Le Grand jeu, de Benjamin Lupu

Quatrième de couverture

1885, Constantinople. Le tsar est tombé depuis 60 ans et une nouvelle puissance s’est levée à l’est. Le Nouvel Empire russe est devenu la première dictature industrielle. Ses dirigeables géants, ses chars et ses exosquelettes à vapeur ont assis sa domination face à l’Alliance de l’Ouest. L’Empire ottoman survit dans une fragile neutralité et sa capitale est le théâtre d’un jeu d’espions sanglant.Martina Krelinkova, aventurière et monte-en-l’air, débarque à Constantinople avec une réputation sulfureuse alors que le Primat…

Avis

Une jeune voleuse revient dans la ville de son enfance pour commettre ce qu’elle espère devenir le casse du siècle, en ces temps d’espionnage et de guerres à bas bruit entre l’ouest et la dictature impériale de l’est, dont l’essor par la technologie où le peuple n’est plus qu’un engrenage, attise toutes les peurs.

Voici un roman qui se lit très vite, servie par un style agréable et fluide. Il s’agit d’une histoire à multifocales (plus de 5), avec de très nombreux personnages, comme quoi c’est possible en édition française de SFFF.

Nous sommes donc dans une uchronie steampunk avec ses inventions, ses mécha, et une très belle collection de dirigeables et autres engins volants, chers à l’auteur. Voire, nous sommes dans une dystopie avec cette dictature russe très rude, très dure. Le récit est écrit en spirales, toutes les histoires se rejoignant petit à petit. L’humour s’invite parfois de façon agréable, mais c’est surtout un récit d’actions, d’infiltrations, de course-poursuites, d’investigations.

La ville est elle-même un personnage, par les enjeux qu’elle porte et par la diversité de son territoire. L’auteur nous propose aussi tout un panel de nationalités avec leurs petites particularités pour mieux présenter le côté cosmopolite de Constantinople à l’époque. Ce que j’ai trouvé très intéressant, c’est que les personnages évoluent les uns à côtés des autres. Ce sont plus des partenaires, des gens s’activant pour un même but que de vrais amis soudés. Ils sont très indépendants les uns des autres. C’est une qualité, mais c’est aussi curieux, car on n’est pas trop habitués à cela. Mon personnage préféré restant la mystérieuse sœur de l’héroïne. Et j’ai une pensée chaleureuse pour ce pauvre ambassadeur parmi les personnages secondaires, il est très malmené, alors que c’est un brave type dans le fond.
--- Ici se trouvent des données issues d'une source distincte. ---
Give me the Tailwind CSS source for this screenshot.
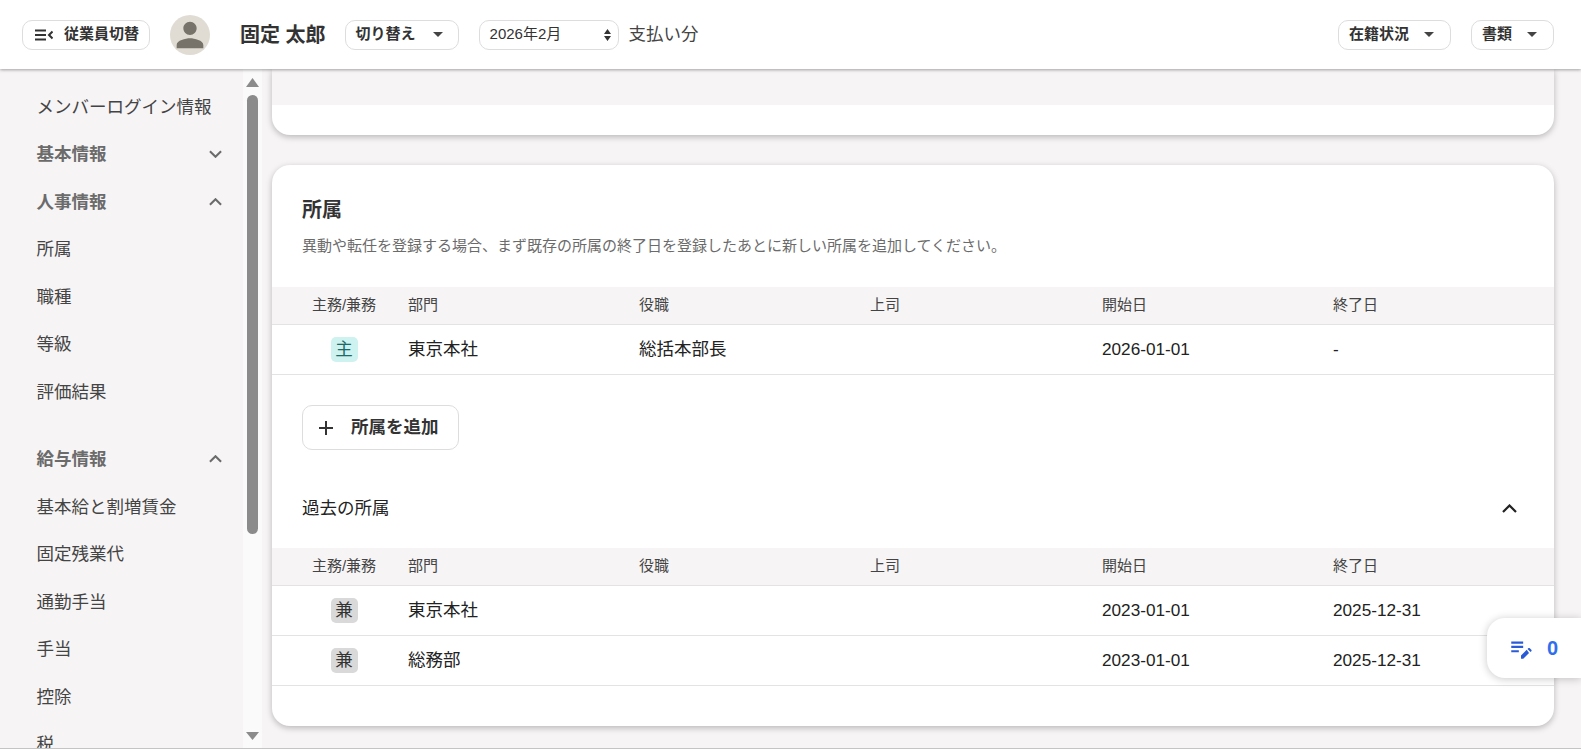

L’intrigue est plus complexe qu’une simple aventure, mais totalement compréhensible si on a deux neurones. Cela nous change de cet acharnement à vouloir nous faire croire qu’on doit tirer les scénarios vers le bas, pour être compréhensible de tous, car la science-fantasy est un divertissement. Certes, il y a quelques facilités scénaristiques (pourquoi l’homonculus accepte le pacte, qu’a-t-il à y gagner personnellement ?), mais le scénario est de qualité, avec son lot de rebondissements et d’obstacles.

Franchement, ce récit one-shot est un bonheur, déjà parce qu’il est bien écrit, parce qu’il a un fort dynamisme, parce qu’il change des récits réchauffés qu’on nous sert depuis des années, parce qu’il montre aux éditeurs que les lecteurs aiment ces histoires à multiples personnages et aux scénarios plein de ressorts et de surprises. Et puis, parce qu’il offre un voyage qui fait passer un très bon moment.